这个需要停掉8009882,6,8009881,1这个四个store?,1和6是正常tikv节点,停掉的话,会影响正常的服务吧

./tikv-ctl --db /data/tidb-data/tikv-20160/db unsafe-recover remove-fail-stores -s 8009882,6,8009881,1 -r 9783357

error while open kvdb: Storage Engine IO error: While lock file: /data/tidb-data/tikv-20160/db/LOCK: Resource temporarily unavailable
LOCK file conflict indicates TiKV process is running. Do NOT delete the LOCK file and force the command to run. Doing so could cause data corruption.

你前面的操作都没停涉及到的tikv吗? 这些操作都需要停止region peer所在的tikv。对于unsafe recover 如果region数量少可以一个个的停涉及的tikv,向你这种就1个region了。如果涉及region很多 一般都把所有tikv停了。 停tikv就是会迁移leader,有一定的波动。超过max-store-down-time后会自动再其他节点补副本 可以临时调大该参数pd-ctl config set

这个要必须同时停掉这四个store?一个停掉之后,执行./tikv-ctl --db /data/tidb-data/tikv-20160/db unsafe-recover remove-fail-stores -s 6 -r 9783357 操作不行吗?然后起来之后,在停掉一个,这样不行吗?

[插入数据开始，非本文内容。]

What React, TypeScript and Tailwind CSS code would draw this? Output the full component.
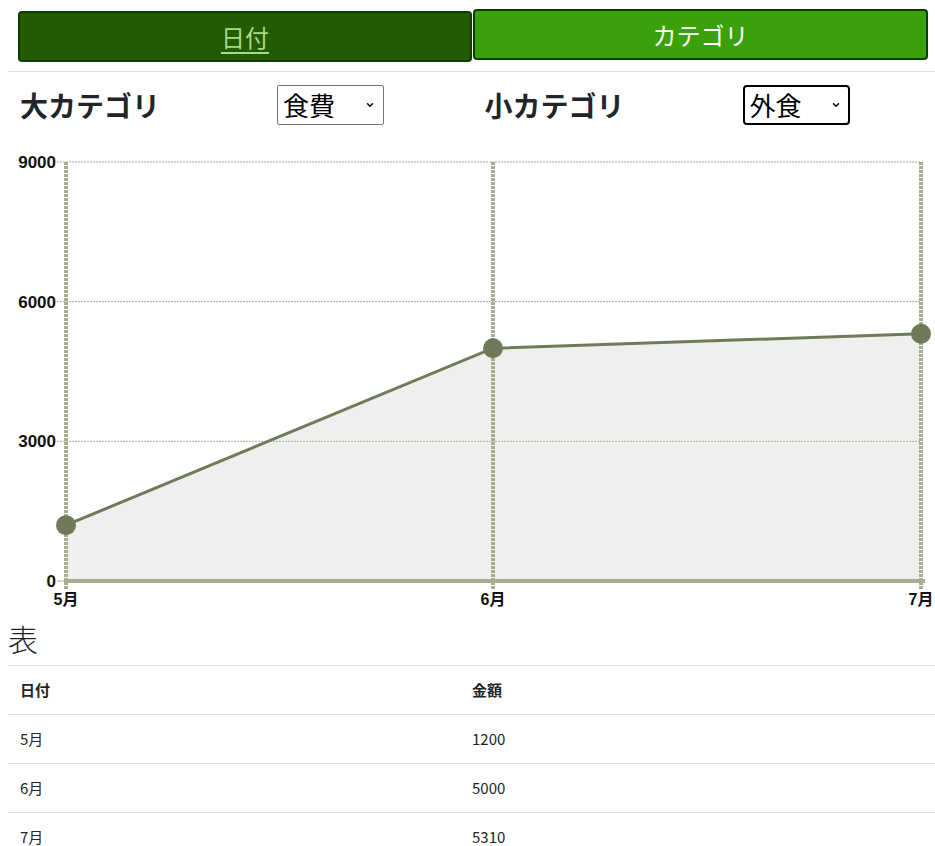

没这样试过,你可以试试.。我估计是不行,要不6.1也不用搞online unsafe-recover

好像确实不行,但是都停掉的话,会对业务有影响

现在5个可用节点,停掉1、6 store 2个后,leader迁移可用性不会影响,会影响性能

全部停掉之后,执行./tikv-ctl --db /data/tidb-data/tikv-20160/db unsafe-recover remove-fail-stores -s 6 -r 9783357之后,还想还是不行

每个涉及的sotre都这样处理-s 可以指定多个-s 1,2,3,4